Ein interessantes Gespräch führte ich gegen Ende mit einem älteren Bremer. Dieser wusste unser Engagement zu schätzen, erklärte mir aber, dass er den Müll anderer nicht wegräumen würde, „damit sie lernten, dass dieser nicht einfach von alleine verschwinde“. Diese Meinung teile ich nicht.
Natürlich wäre es ideal, würden alle Menschen sich direkt um ihren eigenen Müll kümmern, doch so ist es (aktuell) nun einmal nicht. Daher schaffe ich lieber eine äußere Veränderung meiner Umgebung, in der Hoffnung, so ein Bewusstsein für mehr Sauberkeit auf den Straßen zu schaffen, anstatt vielleicht vergeblich auf eine innere Veränderung meiner Mitmenschen zu warten. Müll zieht Müll an – ähnlich der „Broken Window Theorie“ von Kelling und Wilson.

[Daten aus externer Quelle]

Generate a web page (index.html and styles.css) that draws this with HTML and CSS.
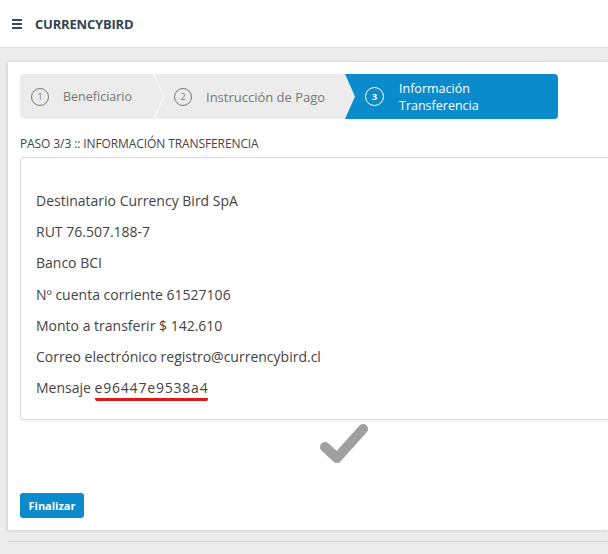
FILE: index.html
```html
<!DOCTYPE html>
<html lang="es">
<head>
  <meta charset="UTF-8" />
  <meta name="viewport" content="width=device-width, initial-scale=1.0"/>
  <title>CurrencyBird</title>
  <link rel="stylesheet" href="styles.css">
</head>
<body>
  <header class="topbar">
    <span class="menu"><i></i><i></i><i></i></span>
    <span class="brand">CURRENCYBIRD</span>
  </header>

  <div class="page">
    <div class="card">
      <div class="steps">
        <div class="step step-1">
          <span class="num">1</span>
          <span class="label">Beneficiario</span>
        </div>
        <svg class="sep" width="12" height="45" viewBox="0 0 12 45">
          <polyline points="0.5,0 11,22.5 0.5,45" fill="none" stroke="#ffffff" stroke-width="1"/>
        </svg>
        <div class="step step-2">
          <span class="num">2</span>
          <span class="label">Instrucción de Pago</span>
        </div>
        <div class="step step-3 active">
          <span class="num">3</span>
          <span class="label">Información<br>Transferencia</span>
        </div>
      </div>

      <div class="paso">PASO 3/3 :: INFORMACIÓN TRANSFERENCIA</div>

      <div class="info-box">
        <p>Destinatario Currency Bird SpA</p>
        <p>RUT 76.507.188-7</p>
        <p>Banco BCI</p>
        <p>Nº cuenta corriente 61527106</p>
        <p>Monto a transferir $ 142.610</p>
        <p>Correo electrónico registro@currencybird.cl</p>
        <p>Mensaje <span class="code">e96447e9538a4</span></p>
      </div>

      <div class="done">
        <svg width="56" height="48" viewBox="0 0 56 48">
          <polyline points="9,27 21,38 47,9" fill="none" stroke="#a0a0a0" stroke-width="10" stroke-linecap="round" stroke-linejoin="round"/>
        </svg>
      </div>

      <button class="btn">Finalizar</button>
    </div>
    <div class="footer"></div>
  </div>
</body>
</html>
```

FILE: styles.css
```css
body {
  margin: 0;
  background-color: #ececec;
  font-family: 'Open Sans', 'Liberation Sans', sans-serif;
  color: #444;
  overflow: hidden;
}

.topbar {
  height: 48px;
  background-color: #fff;
  border-bottom: 1px solid #e2e2e2;
  display: flex;
  align-items: center;
  padding-left: 12px;
  box-sizing: border-box;
}

.menu {
  display: flex;
  flex-direction: column;
  gap: 2px;
  width: 10px;
  margin-right: 13px;
}

.menu i {
  display: block;
  height: 2px;
  background-color: #3b4a54;
}

.brand {
  font-weight: 700;
  font-size: 13px;
  color: #33434e;
  letter-spacing: -0.2px;
}

.page {
  padding: 13px 0 0 8px;
}

.card {
  background-color: #fff;
  border-top: 1px solid #dcdcdc;
  box-shadow: -1px 1px 3px rgba(0, 0, 0, 0.12);
  padding: 12px 0 12px 12px;
  box-sizing: border-box;
  height: 469px;
  overflow: hidden;
}

.steps {
  display: flex;
  width: 538px;
  height: 45px;
  background-color: #ececec;
  border-radius: 4px;
}

.step {
  display: flex;
  align-items: center;
  font-size: 12.5px;
  color: #777;
}

.step-1 {
  width: 133px;
  padding-left: 11px;
  box-sizing: border-box;
}

.step-2 {
  width: 180px;
  padding-left: 9px;
  box-sizing: border-box;
  font-size: 13px;
}

.step-3 {
  width: 213px;
  padding-left: 20px;
  box-sizing: border-box;
  background-color: #0a8bcc;
  color: #fff;
  border-radius: 0 4px 4px 0;
  clip-path: polygon(0 0, 100% 0, 100% 100%, 0 100%, 10px 50%);
  line-height: 17px;
}

.num {
  width: 16px;
  height: 16px;
  border: 1px solid #777;
  border-radius: 50%;
  display: flex;
  justify-content: center;
  align-items: center;
  font-size: 9px;
  margin-right: 14px;
  flex-shrink: 0;
}

.step-3 .num {
  width: 17px;
  height: 17px;
  border: 1.5px solid #fff;
  font-weight: 700;
  margin-right: 15px;
}

.sep {
  flex-shrink: 0;
  display: block;
}

.paso {
  font-size: 12px;
  color: #444;
  margin: 16px 0 5px;
  letter-spacing: -0.1px;
}

.info-box {
  border: 1px solid #d6dce2;
  border-radius: 3px;
  padding: 27px 15px 16px;
  margin-right: -20px;
  box-shadow: 0 1px 2px rgba(0, 0, 0, 0.05);
}

.info-box p {
  margin: 0;
  height: 31.2px;
  line-height: 31px;
  font-size: 14px;
  color: #444;
}

.code {
  display: inline-block;
  line-height: 20px;
  letter-spacing: 0.8px;
  border-bottom: 3px solid #e0161b;
  border-radius: 2px;
}

.done {
  display: flex;
  justify-content: center;
  padding-left: 60px;
}

.done svg {
  display: block;
}

.btn {
  margin-top: 25px;
  background-color: #0a8bcc;
  color: #fff;
  border: none;
  border-radius: 3px;
  font-family: 'Open Sans', 'Liberation Sans', sans-serif;
  font-weight: 700;
  font-size: 11px;
  width: 64px;
  height: 25px;
  padding: 0;
  cursor: pointer;
}

.footer {
  margin-top: 11px;
  border-top: 1px solid #d6d6d6;
  height: 20px;
}
```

„Clean Up Your City“ hat meiner Meinung nach in nur wenigen Jahren etwas ganz Tolles auf die Beine gestellt. Etwas, bei dem es sich lohnt, daran teilzuhaben oder sich inspirieren zu lassen. Sei es in Form einer Teilnahme an einem der Clean Ups oder indem man einfach mal beim Spazierengehen oder auf dem Weg zur Uni den ein oder anderen Müll beseitigt. Denn wie heißt es so schön: „Nicht mein Müll, aber mein Planet“.